Put another way, in the last moments of the collision, the power radiated away by gravitational waves peaked at more than fifty times greater than the combined visible radiation of every star and gas cloud in the Universe. It is the most energetic event ever detected.
When speaking about gravitational waves, the obvious question is: what is “waving?”
The existence of these waves flowed from the new equations of gravity which Einstein developed in 1915. The classical theory of gravity, which had been established by Isaac Newton, described it as a force acting instantaneously at a distance between any two objects with mass. Moreover, gravitational interactions were seen to take place against a completely fixed backdrop of space and time, itself completely independent from the motion of matter.
With Einstein's theory, space and time were seen as a unified, dynamic entity. Gravity is the result of the warping of spacetime by the local presence of mass and energy. Moreover, while mass/energy warps spacetime, the curvature of spacetime itself tells matter how to move. (A more comprehensive review of the development and theory of General Relativity can be read here.)
A classic analogy is to consider the four-dimensional spacetime as a two-dimensional flat elastic sheet. Placing a mass on the sheet causes it to bend, and alters the motion of other nearby bodies. Gravitational waves can also be understood with this analogy. Wiggling a very heavy mass very quickly on the sheet will generate ripples, as the membrane seeks to overcome the local build-up of stress by releasing tension outwards. In the case of gravitational waves, what is “wiggling” is the lengths of spacetime.
Before yesterday’s announcement, there had already been strong indirect evidence for gravitational waves. Two orbiting neutron stars, discovered in 1974 by Russell Hulse and Joseph Taylor, were seen to slowly approach one another at the rate predicted by their expected gravitational wave emission.
Direct detection of gravitational waves is far more challenging. Gravity is by far the weakest force, and only enormous masses changing their orientation rapidly can make appreciable waves in spacetime. Why gravity is much weaker than the other fundamental forces in nature remains a central question in physics.
To detect these waves, LIGO uses two lasers shooting down two four-kilometre tracks that are at right angles to each other. As a gravitational wave passes across the tracks, one track lengthens and one track contracts. This is revealed in the interference of the two lasers when they meet at the base of the tracks. But the change is exceedingly small: the detected gravitational wave made each four-kilometre track change in length by less than one thousandth of the width of a proton.

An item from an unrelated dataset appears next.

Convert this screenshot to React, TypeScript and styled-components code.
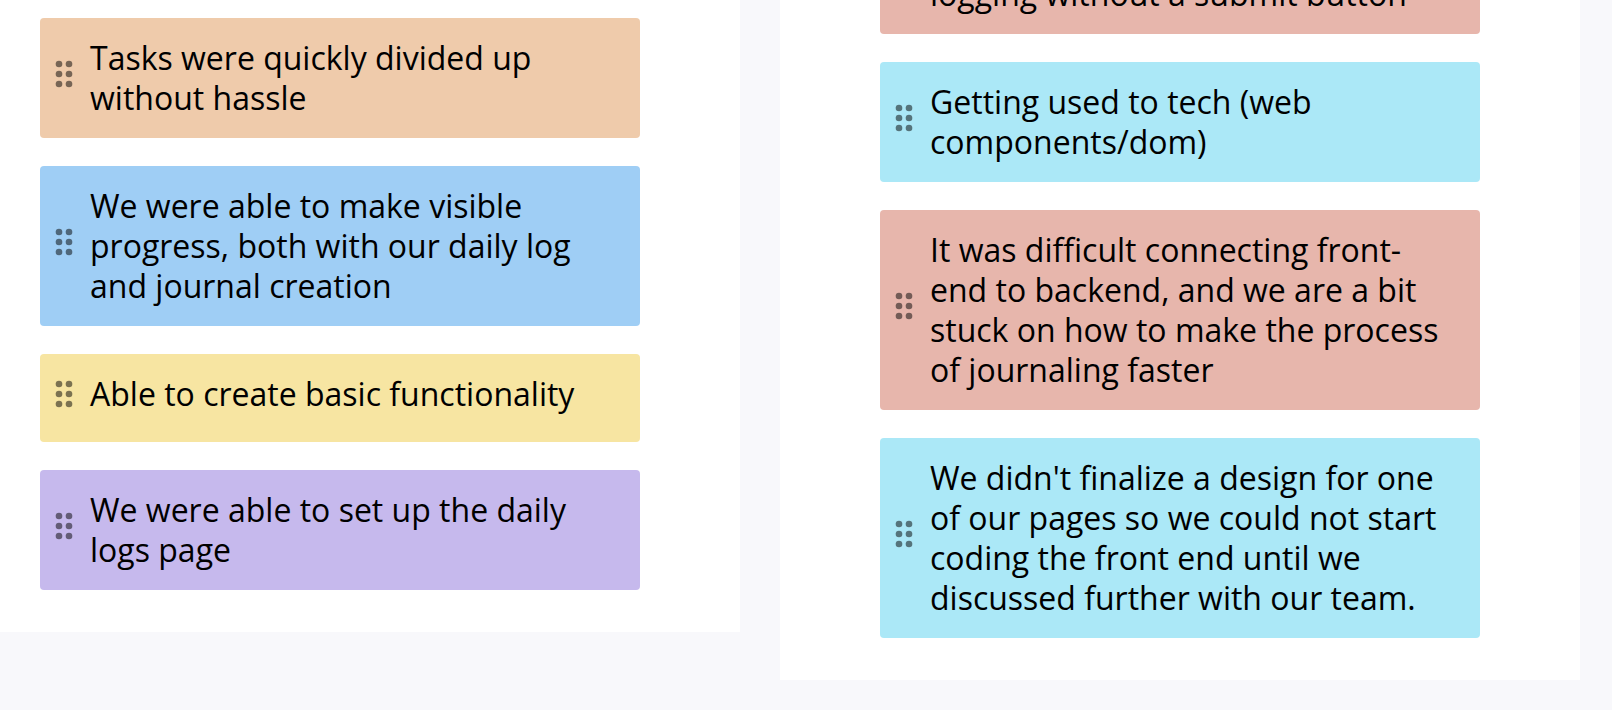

This means the apparatus effectively had to measure the distance between Earth and the nearest star, Proxima Centauri, to the accuracy of the width of a human hair. The experiment is the most precise humans have ever conducted.
To reach the sensitivity required, the scientists had to develop novel means of suppressing “noise” caused by vibrations of the mirrors from other sources. The detector is sensitive to the crashing of waves on the shore hundreds of kilometres away, wind outside the facility, and thermal vibrations due to heating of the mirrors by the laser itself. As well as using a complicated system of pulleys and magnetic vibrational suppressors, and placing the detectors in a vacuum, the LIGO team also requires that any signal on one detector is seen on the other, to rule out the possibility of a local event being falsely reported as a gravitational wave originating in deep space.
The success of this experiment is the product of more than two decades of scientific collaboration involving researchers from all over the world. The LIGO Scientific Collaboration includes more than 1,000 scientists, including contributors from Japan, Germany, India, Italy, Russia, China and Australia, as well as the United States.
The recently upgraded “Advanced” LIGO detector is the most sophisticated of a new generation of gravity interferometers. The original LIGO was first proposed in 1989 and gained funding in 1992, with the aim of demonstrating the feasibility of the experiment. New upgrades, based on technologies that would be developed later, were planned from the outset.
Over the same period, increased computational power and techniques have opened up the field of numerical relativity, which was not previously possible due to the enormous computational complexity of Einstein’s equations. These simulations allowed the LIGO team to compare their detection with the theoretically predicted signal from a black hole binary merger.
Other detectors already exist, and are being upgraded or built. These include the VIRGO detector in Italy and the KAGRA detector in Japan. There are also plans for another LIGO detector in India. Earlier this year, the LISA Pathfinder mission was launched into space, with the aim of testing the technologies for a space-based gravitational wave detector. Having an array of detectors will allow astronomers to triangulate the wave signal and pinpoint the source location, meaning astronomers using conventional electromagnetic telescopes can be notified of where to point their detectors.
The opening up of gravitational wave astronomy has vast implications. It will provide for tests of the validity of Einstein’s theory of General Relativity in the domain of very strong fields and high speeds, such as around black holes. It also allows us to look into the interior of neutron stars, whose incredible densities offer a physical laboratory that could not be replicated on Earth. Moreover, while dust and other matter obscure our observation of the distant universe using light, gravitational waves—because they interact so weakly with matter—reach us relatively unimpeded.
But as well as providing some answers, the introduction of an entirely new, gravitational spectrum will undoubtedly raise new, and entirely unexpected, questions. As Kip Thorne, a LIGO co-founder and a world expert in relativity theory, commented to Physics World: “LIGO has opened a new window on the universe—a gravitational-wave window. Each time a new window has opened up there have been big surprises—LIGO is just the beginning. Until now, we as scientists have only seen warped space-time, when it’s very calm. It’s as though we’d only seen the surface of the ocean on a very calm day when it’s quite glassy. We had never seen the ocean in a storm, with crashing waves. All of that changed on 14 September 2015. The colliding black holes that produced these gravitational waves created a violent storm in the fabric of space and time. A storm in which time speeded up and slowed down, speeded up again.”